Il y a dix ans apparaissait un virus inconnu, totalement nouveau. Ce qu'on appelle le H1N1, sous-type du virus grippal, contient un mélange de gènes des virus des grippes porcine, humaine et aviaire. Les experts s'alarment. La maladie est très contagieuse. On lui attribue déjà plusieurs décès et l'Organisation mondiale de la santé (OMS) réagit très fort. En juin 2009, sa directrice parle de pandémie. Le monde entier est en alerte. En Suisse aussi.
Les autorités suisses craignent que les hôpitaux soient surchargés et les médecins débordés. Une campagne de vaccination est lancée et le parlement débloque 84 millions pour acheter 13 millions de doses.
Un an plus tard, on fait le bilan. A échelle mondiale, on parle de moins de 20'000 morts - une quinzaine en Suisse - alors qu'une grippe saisonnière peut faire 300'000 victimes en un an. Les États endossent le coût des millions de vaccins inutilisés, plus de 80 millions de francs pour la Suisse seulement.

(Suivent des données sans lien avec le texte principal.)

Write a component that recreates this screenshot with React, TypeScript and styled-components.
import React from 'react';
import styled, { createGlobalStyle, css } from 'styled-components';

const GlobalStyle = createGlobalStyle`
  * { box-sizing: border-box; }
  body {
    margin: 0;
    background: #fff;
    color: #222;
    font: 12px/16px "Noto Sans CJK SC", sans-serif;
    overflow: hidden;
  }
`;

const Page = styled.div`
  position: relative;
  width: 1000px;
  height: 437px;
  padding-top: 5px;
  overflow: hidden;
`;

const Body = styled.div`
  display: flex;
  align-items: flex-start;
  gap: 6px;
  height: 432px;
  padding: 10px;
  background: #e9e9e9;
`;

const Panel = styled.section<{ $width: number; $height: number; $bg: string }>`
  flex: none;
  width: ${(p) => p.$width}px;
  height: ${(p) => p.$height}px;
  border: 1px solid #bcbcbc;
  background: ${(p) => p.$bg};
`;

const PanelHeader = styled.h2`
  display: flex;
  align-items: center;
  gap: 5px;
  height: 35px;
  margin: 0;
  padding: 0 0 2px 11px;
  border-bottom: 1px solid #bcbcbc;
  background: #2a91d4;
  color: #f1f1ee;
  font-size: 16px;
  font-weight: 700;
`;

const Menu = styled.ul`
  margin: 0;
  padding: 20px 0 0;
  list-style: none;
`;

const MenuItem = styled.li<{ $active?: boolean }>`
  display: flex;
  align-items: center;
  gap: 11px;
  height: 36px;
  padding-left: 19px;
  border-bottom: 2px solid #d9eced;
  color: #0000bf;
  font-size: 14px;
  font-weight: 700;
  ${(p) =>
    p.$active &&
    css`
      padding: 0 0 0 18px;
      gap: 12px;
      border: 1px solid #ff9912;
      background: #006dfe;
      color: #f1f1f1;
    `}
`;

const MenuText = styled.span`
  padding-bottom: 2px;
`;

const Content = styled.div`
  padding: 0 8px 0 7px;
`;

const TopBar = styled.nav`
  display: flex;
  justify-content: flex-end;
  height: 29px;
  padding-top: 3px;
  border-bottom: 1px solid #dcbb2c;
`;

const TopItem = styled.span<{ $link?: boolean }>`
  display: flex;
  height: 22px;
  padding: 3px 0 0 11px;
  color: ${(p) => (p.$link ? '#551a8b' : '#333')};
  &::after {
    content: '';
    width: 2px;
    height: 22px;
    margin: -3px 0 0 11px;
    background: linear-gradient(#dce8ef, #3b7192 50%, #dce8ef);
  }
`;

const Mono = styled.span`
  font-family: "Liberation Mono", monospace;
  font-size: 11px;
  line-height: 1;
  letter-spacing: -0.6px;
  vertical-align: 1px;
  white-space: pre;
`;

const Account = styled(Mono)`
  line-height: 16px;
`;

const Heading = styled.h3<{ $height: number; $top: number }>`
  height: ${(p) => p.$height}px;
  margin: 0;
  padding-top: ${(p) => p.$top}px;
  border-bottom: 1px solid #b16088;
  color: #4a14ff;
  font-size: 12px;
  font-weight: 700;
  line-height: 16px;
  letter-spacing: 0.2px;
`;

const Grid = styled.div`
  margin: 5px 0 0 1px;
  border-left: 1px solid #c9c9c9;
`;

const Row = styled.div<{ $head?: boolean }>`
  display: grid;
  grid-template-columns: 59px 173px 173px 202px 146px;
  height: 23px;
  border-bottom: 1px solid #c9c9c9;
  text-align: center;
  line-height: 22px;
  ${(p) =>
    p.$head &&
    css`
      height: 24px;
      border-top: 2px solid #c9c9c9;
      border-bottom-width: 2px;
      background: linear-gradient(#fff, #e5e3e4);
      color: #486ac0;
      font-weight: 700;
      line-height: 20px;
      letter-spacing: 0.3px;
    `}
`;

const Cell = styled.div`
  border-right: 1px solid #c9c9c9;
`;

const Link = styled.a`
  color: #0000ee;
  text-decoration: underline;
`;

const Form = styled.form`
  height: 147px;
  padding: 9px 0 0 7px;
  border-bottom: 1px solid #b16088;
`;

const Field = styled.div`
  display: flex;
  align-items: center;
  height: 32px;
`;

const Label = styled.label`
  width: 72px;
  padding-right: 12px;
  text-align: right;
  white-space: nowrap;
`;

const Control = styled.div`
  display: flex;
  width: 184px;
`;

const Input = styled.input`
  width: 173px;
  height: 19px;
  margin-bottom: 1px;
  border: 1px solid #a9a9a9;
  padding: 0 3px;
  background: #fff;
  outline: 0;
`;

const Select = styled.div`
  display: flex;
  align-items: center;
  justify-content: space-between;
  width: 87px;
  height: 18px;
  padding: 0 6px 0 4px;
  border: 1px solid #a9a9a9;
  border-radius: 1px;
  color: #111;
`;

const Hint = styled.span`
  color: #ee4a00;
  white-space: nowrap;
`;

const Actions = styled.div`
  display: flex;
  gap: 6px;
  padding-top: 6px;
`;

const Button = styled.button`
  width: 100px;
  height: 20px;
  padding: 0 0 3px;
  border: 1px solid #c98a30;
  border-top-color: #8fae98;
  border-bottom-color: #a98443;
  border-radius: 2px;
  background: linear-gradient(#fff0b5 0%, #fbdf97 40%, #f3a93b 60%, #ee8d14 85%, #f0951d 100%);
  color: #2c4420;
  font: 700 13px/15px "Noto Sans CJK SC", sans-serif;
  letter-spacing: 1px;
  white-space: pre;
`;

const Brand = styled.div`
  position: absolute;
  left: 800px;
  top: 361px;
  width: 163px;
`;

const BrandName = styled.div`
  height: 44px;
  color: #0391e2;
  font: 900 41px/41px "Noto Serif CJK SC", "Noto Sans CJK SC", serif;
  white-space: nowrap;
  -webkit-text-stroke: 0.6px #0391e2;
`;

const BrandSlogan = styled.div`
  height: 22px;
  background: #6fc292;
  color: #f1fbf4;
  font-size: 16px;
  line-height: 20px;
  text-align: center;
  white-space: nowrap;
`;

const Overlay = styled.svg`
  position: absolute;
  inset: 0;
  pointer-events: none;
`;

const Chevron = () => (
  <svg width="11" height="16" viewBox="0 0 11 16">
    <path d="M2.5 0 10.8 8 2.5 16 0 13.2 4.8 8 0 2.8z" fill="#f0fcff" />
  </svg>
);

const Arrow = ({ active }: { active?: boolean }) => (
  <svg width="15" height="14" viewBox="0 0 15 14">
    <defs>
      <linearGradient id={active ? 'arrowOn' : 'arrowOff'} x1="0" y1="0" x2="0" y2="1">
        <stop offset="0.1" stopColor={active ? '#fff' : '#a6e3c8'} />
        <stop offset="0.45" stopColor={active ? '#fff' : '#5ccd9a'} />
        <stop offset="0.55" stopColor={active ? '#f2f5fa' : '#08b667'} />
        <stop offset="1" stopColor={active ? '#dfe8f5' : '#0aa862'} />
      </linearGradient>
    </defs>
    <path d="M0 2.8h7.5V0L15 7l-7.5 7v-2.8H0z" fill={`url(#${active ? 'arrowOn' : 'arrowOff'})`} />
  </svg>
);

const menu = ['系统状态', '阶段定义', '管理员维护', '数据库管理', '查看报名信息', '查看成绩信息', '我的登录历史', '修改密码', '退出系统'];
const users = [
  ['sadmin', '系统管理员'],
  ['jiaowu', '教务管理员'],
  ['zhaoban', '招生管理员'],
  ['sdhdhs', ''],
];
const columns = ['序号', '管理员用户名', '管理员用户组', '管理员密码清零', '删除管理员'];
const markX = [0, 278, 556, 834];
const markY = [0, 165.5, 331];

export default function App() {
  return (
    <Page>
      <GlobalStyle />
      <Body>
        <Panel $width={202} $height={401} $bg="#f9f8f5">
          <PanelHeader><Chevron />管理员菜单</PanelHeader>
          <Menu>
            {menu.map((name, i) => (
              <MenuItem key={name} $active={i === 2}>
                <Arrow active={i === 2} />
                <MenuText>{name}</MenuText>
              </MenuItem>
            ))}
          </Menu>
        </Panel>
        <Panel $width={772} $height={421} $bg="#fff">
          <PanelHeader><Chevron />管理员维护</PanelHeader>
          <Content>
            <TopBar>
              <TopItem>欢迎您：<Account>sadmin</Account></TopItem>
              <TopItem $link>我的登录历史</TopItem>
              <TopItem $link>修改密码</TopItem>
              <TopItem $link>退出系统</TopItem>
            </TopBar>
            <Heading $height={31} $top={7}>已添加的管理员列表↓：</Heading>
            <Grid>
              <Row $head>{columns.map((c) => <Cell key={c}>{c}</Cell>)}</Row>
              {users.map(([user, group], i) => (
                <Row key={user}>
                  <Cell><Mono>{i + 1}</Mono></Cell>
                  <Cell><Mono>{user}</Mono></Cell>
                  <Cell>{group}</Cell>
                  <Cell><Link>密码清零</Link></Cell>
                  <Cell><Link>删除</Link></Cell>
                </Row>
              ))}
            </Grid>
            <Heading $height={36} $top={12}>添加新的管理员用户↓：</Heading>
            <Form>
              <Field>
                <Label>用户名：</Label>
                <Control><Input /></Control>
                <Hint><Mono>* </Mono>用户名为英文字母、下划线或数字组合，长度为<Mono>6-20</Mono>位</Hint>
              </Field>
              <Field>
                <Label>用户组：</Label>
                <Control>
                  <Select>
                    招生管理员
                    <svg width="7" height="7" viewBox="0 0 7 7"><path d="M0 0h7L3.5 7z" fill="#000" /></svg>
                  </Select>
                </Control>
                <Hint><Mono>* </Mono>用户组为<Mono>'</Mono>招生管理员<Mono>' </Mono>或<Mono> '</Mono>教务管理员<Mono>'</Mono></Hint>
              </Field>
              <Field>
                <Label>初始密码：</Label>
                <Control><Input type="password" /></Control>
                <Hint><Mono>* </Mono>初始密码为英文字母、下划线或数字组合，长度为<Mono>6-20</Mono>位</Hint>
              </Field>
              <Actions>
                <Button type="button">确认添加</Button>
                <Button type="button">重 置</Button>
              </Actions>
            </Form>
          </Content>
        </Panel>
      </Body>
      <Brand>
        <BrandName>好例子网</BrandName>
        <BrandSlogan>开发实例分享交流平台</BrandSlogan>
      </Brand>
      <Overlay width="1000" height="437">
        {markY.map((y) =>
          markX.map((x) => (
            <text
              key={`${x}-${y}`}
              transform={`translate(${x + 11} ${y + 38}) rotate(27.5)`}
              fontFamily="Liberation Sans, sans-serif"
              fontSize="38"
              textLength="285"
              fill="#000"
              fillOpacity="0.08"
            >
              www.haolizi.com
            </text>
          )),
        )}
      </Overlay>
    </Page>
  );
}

L'Organisation mondiale de la santé au centre des critiques
L'OMS est alors vivement critiquée. On l'accuse d'avoir surréagi. Pire, on doute de l'indépendance de ses experts. Des experts qui, pour partie, seraient trop proches d'une industrie pharmaceutique très intéressée à la vente de ses vaccins et antibiotiques. L'OMS rejette catégoriquement ces critiques. Mais sa crédibilité est lourdement atteinte et l'organisation devra notamment introduire des mesures supplémentaire de transparence.
"Si on veut une recherche indépendante des grands groupes pharmaceutiques, il faut que les pouvoirs publics investissent, réagit Sylvie Briand, directrice du Département de Gestion des Risques Infectieux à l'OMS. Désormais, nos experts doivent déclarer leurs liens avec l'industrie. Mais, encore aujourd'hui, il reste difficile de séparer le privé du public".
Mais qu'a-t-on réellement appris de cette crise? "Suite à cette pandémie, l'OMS a mis en place des systèmes d'information pour recueillir des données sur les décès dus à la grippe, annonce Sylvie Briand. Ces systèmes n'existaient pas en 2009". Ce manque d'information a empêché l'OMS de connaître la gravité de la maladie en temps réel. "A la fin de la pandémie, nous avions seulement 18'000 morts notifiés à l'OMS, mais en faisant des analyses plus poussées nous arrivons désormais à un chiffre de plus de 400'000 décès."